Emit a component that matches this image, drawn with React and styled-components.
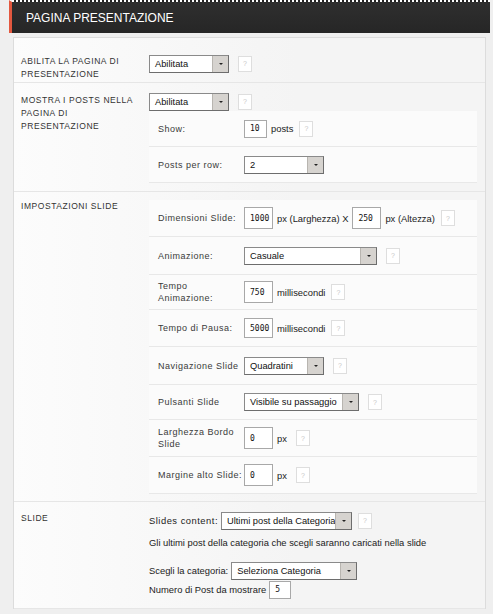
import React from "react";
import styled, { createGlobalStyle } from "styled-components";

const Global = createGlobalStyle`
  html, body {
    margin: 0;
    background: #efefef;
  }
  body {
    font-family: "Liberation Sans", Arial, sans-serif;
    color: #222;
  }
`;

const Wrap = styled.div`
  padding: 0 3px 0 9px;
`;

const Header = styled.div`
  height: 33px;
  box-sizing: border-box;
  background: linear-gradient(#2f2f2f, #262626);
  border-left: 3px solid #e3583f;
  border-top: 2px dotted #fff;
  display: flex;
  align-items: center;
  padding-left: 14px;
  color: #fff;
  font-size: 12px;
  text-transform: uppercase;
`;

const Panel = styled.div`
  margin: 4px 4px 0 4px;
  border: 1px solid #dcdcdc;
  border-bottom: none;
  background: linear-gradient(90deg, #fcfcfc, #f4f4f4 60%);
  padding-top: 7px;
`;

const Section = styled.div`
  display: grid;
  grid-template-columns: 128px 1fr;
  align-items: start;
  padding: ${(p) => p.$pt || 10}px 8px ${(p) => p.$pb || 1}px 7px;
  border-bottom: 1px solid #e6e6e6;
`;

const Title = styled.div`
  font-size: 8.5px;
  line-height: 13px;
  letter-spacing: 0.55px;
  text-transform: uppercase;
  color: #333;
  padding-top: ${(p) => p.$pt || 0}px;
`;

const Body = styled.div`
  display: flex;
  flex-direction: column;
`;

const Line = styled.div`
  display: flex;
  align-items: center;
  gap: ${(p) => p.$gap || 4}px;
  margin-top: ${(p) => p.$mt || 0}px;
  line-height: 12px;
  font-size: 9.4px;
  color: #222;
`;

const Caption = styled.span`
  letter-spacing: ${(p) => p.$ls || 0}px;
`;

const Sub = styled.div`
  background: #fbfbfb;
  margin-top: ${(p) => p.$mt || 0}px;
`;

const SubRow = styled.div`
  display: grid;
  grid-template-columns: 86px 1fr;
  align-items: center;
  height: ${(p) => p.$h || 36}px;
  padding: 0 0 0 9px;
  border-bottom: 1px solid #e8e8e8;
  box-sizing: border-box;
`;

const SubLabel = styled.div`
  font-size: 9px;
  line-height: 12px;
  letter-spacing: 0.5px;
  color: #3a3a3a;
`;

const Controls = styled.div`
  display: flex;
  align-items: center;
  gap: 4px;
  font-size: 9.4px;
  color: #222;
`;

const SelectBox = styled.div`
  width: ${(p) => p.$w}px;
  height: 18px;
  box-sizing: border-box;
  border: 1px solid #8a8a8a;
  border-right-color: #6d6d6d;
  border-bottom-color: #6d6d6d;
  background: #fff;
  display: flex;
  align-items: center;
  font-size: 9.3px;
  color: #111;
  overflow: hidden;
`;

const SelectText = styled.span`
  flex: 1;
  padding-left: 5px;
  white-space: nowrap;
  overflow: hidden;
`;

const Arrow = styled.span`
  width: 15px;
  height: 100%;
  flex-shrink: 0;
  background: #d6d3cf;
  border-left: 1px solid #b8b5b0;
  display: flex;
  align-items: center;
  justify-content: center;
  &::after {
    content: "";
    border-left: 2px solid transparent;
    border-right: 2px solid transparent;
    border-top: 2px solid #222;
  }
`;

const Input = styled.div`
  width: ${(p) => p.$w || 29}px;
  height: ${(p) => p.$h || 20}px;
  box-sizing: border-box;
  border: 1px solid #a8a8a8;
  background: #fff;
  display: flex;
  align-items: center;
  padding-left: 5px;
  font-family: "DejaVu Sans Mono", monospace;
  font-size: 8px;
  color: #111;
`;

const Help = styled.span`
  width: 14px;
  height: 16px;
  box-sizing: border-box;
  border: 1px solid #dedede;
  background: #fff;
  color: #c8c8c8;
  font-size: 7px;
  display: inline-flex;
  align-items: center;
  justify-content: center;
  margin-left: ${(p) => p.$ml || 2}px;
`;

const Select = ({ w, children }) => (
  <SelectBox $w={w}>
    <SelectText>{children}</SelectText>
    <Arrow />
  </SelectBox>
);

const Opt = ({ label, children, h }) => (
  <SubRow $h={h}>
    <SubLabel>{label}</SubLabel>
    <Controls>{children}</Controls>
  </SubRow>
);

export default function App() {
  return (
    <Wrap>
      <Global />
      <Header>Pagina presentazione</Header>
      <Panel>
        <Section $pb={1}>
          <Title>
            Abilita la pagina di
            <br />
            presentazione
          </Title>
          <Body>
            <Line>
              <Select w={80}>Abilitata</Select>
              <Help $ml={5}>?</Help>
            </Line>
          </Body>
        </Section>

        <Section $pb={8}>
          <Title $pt={1}>
            Mostra i posts nella
            <br />
            pagina di
            <br />
            presentazione
          </Title>
          <Body>
            <Line>
              <Select w={80}>Abilitata</Select>
              <Help $ml={5}>?</Help>
            </Line>
            <Sub>
              <Opt label="Show:">
                <Input $w={23} $h={18}>10</Input>
                <span>posts</span>
                <Help>?</Help>
              </Opt>
              <Opt label="Posts per row:">
                <Select w={80}>2</Select>
              </Opt>
            </Sub>
          </Body>
        </Section>

        <Section $pt={8} $pb={7}>
          <Title $pt={0}>Impostazioni slide</Title>
          <Body>
            <Sub>
              <Opt label="Dimensioni Slide:" h={37}>
                <Input $h={22}>1000</Input>
                <span>px (Larghezza) X</span>
                <Input $h={22}>250</Input>
                <span>px (Altezza)</span>
                <Help>?</Help>
              </Opt>
              <Opt label="Animazione:" h={38}>
                <Select w={133}>Casuale</Select>
                <Help $ml={5}>?</Help>
              </Opt>
              <Opt label={<>Tempo<br />Animazione:</>} h={35}>
                <Input $h={22}>750</Input>
                <span>millisecondi</span>
                <Help>?</Help>
              </Opt>
              <Opt label="Tempo di Pausa:" h={37}>
                <Input $h={20}>5000</Input>
                <span>millisecondi</span>
                <Help>?</Help>
              </Opt>
              <Opt label="Navigazione Slide" h={38}>
                <Select w={80}>Quadratini</Select>
                <Help $ml={5}>?</Help>
              </Opt>
              <Opt label="Pulsanti Slide" h={35}>
                <Select w={115}>Visibile su passaggio</Select>
                <Help $ml={5}>?</Help>
              </Opt>
              <Opt label={<>Larghezza Bordo<br />Slide</>} h={37}>
                <Input $h={22}>0</Input>
                <span>px</span>
                <Help $ml={5}>?</Help>
              </Opt>
              <Opt label="Margine alto Slide:" h={37}>
                <Input $h={22}>0</Input>
                <span>px</span>
                <Help $ml={5}>?</Help>
              </Opt>
            </Sub>
          </Body>
        </Section>

        <Section $pb={9}>
          <Title $pt={0}>Slide</Title>
          <Body>
            <Line $gap={3}>
              <Caption $ls={0.5}>Slides content:</Caption>
              <Select w={131}>Ultimi post della Categoria</Select>
              <Help $ml={3}>?</Help>
            </Line>
            <Line $mt={7}>
              Gli ultimi post della categoria che scegli saranno caricati nella slide
            </Line>
            <Line $gap={3} $mt={13}>
              <Caption>Scegli la categoria:</Caption>
              <Select w={126}>Seleziona Categoria</Select>
            </Line>
            <Line $gap={3} $mt={1}>
              <Caption>Numero di Post da mostrare</Caption>
              <Input $w={22} $h={18}>5</Input>
            </Line>
          </Body>
        </Section>
      </Panel>
    </Wrap>
  );
}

□ □ □

> [THE REQUEST]: Transcribe the material as is, with images omitted.

> [FINAL ANSWER]:
Emit a component that matches this image, drawn with React and styled-components.
import React from "react";
import styled, { createGlobalStyle } from "styled-components";

const Global = createGlobalStyle`
  html, body {
    margin: 0;
    background: #efefef;
  }
  body {
    font-family: "Liberation Sans", Arial, sans-serif;
    color: #222;
  }
`;

const Wrap = styled.div`
  padding: 0 3px 0 9px;
`;

const Header = styled.div`
  height: 33px;
  box-sizing: border-box;
  background: linear-gradient(#2f2f2f, #262626);
  border-left: 3px solid #e3583f;
  border-top: 2px dotted #fff;
  display: flex;
  align-items: center;
  padding-left: 14px;
  color: #fff;
  font-size: 12px;
  text-transform: uppercase;
`;

const Panel = styled.div`
  margin: 4px 4px 0 4px;
  border: 1px solid #dcdcdc;
  border-bottom: none;
  background: linear-gradient(90deg, #fcfcfc, #f4f4f4 60%);
  padding-top: 7px;
`;

const Section = styled.div`
  display: grid;
  grid-template-columns: 128px 1fr;
  align-items: start;
  padding: ${(p) => p.$pt || 10}px 8px ${(p) => p.$pb || 1}px 7px;
  border-bottom: 1px solid #e6e6e6;
`;

const Title = styled.div`
  font-size: 8.5px;
  line-height: 13px;
  letter-spacing: 0.55px;
  text-transform: uppercase;
  color: #333;
  padding-top: ${(p) => p.$pt || 0}px;
`;

const Body = styled.div`
  display: flex;
  flex-direction: column;
`;

const Line = styled.div`
  display: flex;
  align-items: center;
  gap: ${(p) => p.$gap || 4}px;
  margin-top: ${(p) => p.$mt || 0}px;
  line-height: 12px;
  font-size: 9.4px;
  color: #222;
`;

const Caption = styled.span`
  letter-spacing: ${(p) => p.$ls || 0}px;
`;

const Sub = styled.div`
  background: #fbfbfb;
  margin-top: ${(p) => p.$mt || 0}px;
`;

const SubRow = styled.div`
  display: grid;
  grid-template-columns: 86px 1fr;
  align-items: center;
  height: ${(p) => p.$h || 36}px;
  padding: 0 0 0 9px;
  border-bottom: 1px solid #e8e8e8;
  box-sizing: border-box;
`;

const SubLabel = styled.div`
  font-size: 9px;
  line-height: 12px;
  letter-spacing: 0.5px;
  color: #3a3a3a;
`;

const Controls = styled.div`
  display: flex;
  align-items: center;
  gap: 4px;
  font-size: 9.4px;
  color: #222;
`;

const SelectBox = styled.div`
  width: ${(p) => p.$w}px;
  height: 18px;
  box-sizing: border-box;
  border: 1px solid #8a8a8a;
  border-right-color: #6d6d6d;
  border-bottom-color: #6d6d6d;
  background: #fff;
  display: flex;
  align-items: center;
  font-size: 9.3px;
  color: #111;
  overflow: hidden;
`;

const SelectText = styled.span`
  flex: 1;
  padding-left: 5px;
  white-space: nowrap;
  overflow: hidden;
`;

const Arrow = styled.span`
  width: 15px;
  height: 100%;
  flex-shrink: 0;
  background: #d6d3cf;
  border-left: 1px solid #b8b5b0;
  display: flex;
  align-items: center;
  justify-content: center;
  &::after {
    content: "";
    border-left: 2px solid transparent;
    border-right: 2px solid transparent;
    border-top: 2px solid #222;
  }
`;

const Input = styled.div`
  width: ${(p) => p.$w || 29}px;
  height: ${(p) => p.$h || 20}px;
  box-sizing: border-box;
  border: 1px solid #a8a8a8;
  background: #fff;
  display: flex;
  align-items: center;
  padding-left: 5px;
  font-family: "DejaVu Sans Mono", monospace;
  font-size: 8px;
  color: #111;
`;

const Help = styled.span`
  width: 14px;
  height: 16px;
  box-sizing: border-box;
  border: 1px solid #dedede;
  background: #fff;
  color: #c8c8c8;
  font-size: 7px;
  display: inline-flex;
  align-items: center;
  justify-content: center;
  margin-left: ${(p) => p.$ml || 2}px;
`;

const Select = ({ w, children }) => (
  <SelectBox $w={w}>
    <SelectText>{children}</SelectText>
    <Arrow />
  </SelectBox>
);

const Opt = ({ label, children, h }) => (
  <SubRow $h={h}>
    <SubLabel>{label}</SubLabel>
    <Controls>{children}</Controls>
  </SubRow>
);

export default function App() {
  return (
    <Wrap>
      <Global />
      <Header>Pagina presentazione</Header>
      <Panel>
        <Section $pb={1}>
          <Title>
            Abilita la pagina di
            <br />
            presentazione
          </Title>
          <Body>
            <Line>
              <Select w={80}>Abilitata</Select>
              <Help $ml={5}>?</Help>
            </Line>
          </Body>
        </Section>

        <Section $pb={8}>
          <Title $pt={1}>
            Mostra i posts nella
            <br />
            pagina di
            <br />
            presentazione
          </Title>
          <Body>
            <Line>
              <Select w={80}>Abilitata</Select>
              <Help $ml={5}>?</Help>
            </Line>
            <Sub>
              <Opt label="Show:">
                <Input $w={23} $h={18}>10</Input>
                <span>posts</span>
                <Help>?</Help>
              </Opt>
              <Opt label="Posts per row:">
                <Select w={80}>2</Select>
              </Opt>
            </Sub>
          </Body>
        </Section>

        <Section $pt={8} $pb={7}>
          <Title $pt={0}>Impostazioni slide</Title>
          <Body>
            <Sub>
              <Opt label="Dimensioni Slide:" h={37}>
                <Input $h={22}>1000</Input>
                <span>px (Larghezza) X</span>
                <Input $h={22}>250</Input>
                <span>px (Altezza)</span>
                <Help>?</Help>
              </Opt>
              <Opt label="Animazione:" h={38}>
                <Select w={133}>Casuale</Select>
                <Help $ml={5}>?</Help>
              </Opt>
              <Opt label={<>Tempo<br />Animazione:</>} h={35}>
                <Input $h={22}>750</Input>
                <span>millisecondi</span>
                <Help>?</Help>
              </Opt>
              <Opt label="Tempo di Pausa:" h={37}>
                <Input $h={20}>5000</Input>
                <span>millisecondi</span>
                <Help>?</Help>
              </Opt>
              <Opt label="Navigazione Slide" h={38}>
                <Select w={80}>Quadratini</Select>
                <Help $ml={5}>?</Help>
              </Opt>
              <Opt label="Pulsanti Slide" h={35}>
                <Select w={115}>Visibile su passaggio</Select>
                <Help $ml={5}>?</Help>
              </Opt>
              <Opt label={<>Larghezza Bordo<br />Slide</>} h={37}>
                <Input $h={22}>0</Input>
                <span>px</span>
                <Help $ml={5}>?</Help>
              </Opt>
              <Opt label="Margine alto Slide:" h={37}>
                <Input $h={22}>0</Input>
                <span>px</span>
                <Help $ml={5}>?</Help>
              </Opt>
            </Sub>
          </Body>
        </Section>

        <Section $pb={9}>
          <Title $pt={0}>Slide</Title>
          <Body>
            <Line $gap={3}>
              <Caption $ls={0.5}>Slides content:</Caption>
              <Select w={131}>Ultimi post della Categoria</Select>
              <Help $ml={3}>?</Help>
            </Line>
            <Line $mt={7}>
              Gli ultimi post della categoria che scegli saranno caricati nella slide
            </Line>
            <Line $gap={3} $mt={13}>
              <Caption>Scegli la categoria:</Caption>
              <Select w={126}>Seleziona Categoria</Select>
            </Line>
            <Line $gap={3} $mt={1}>
              <Caption>Numero di Post da mostrare</Caption>
              <Input $w={22} $h={18}>5</Input>
            </Line>
          </Body>
        </Section>
      </Panel>
    </Wrap>
  );
}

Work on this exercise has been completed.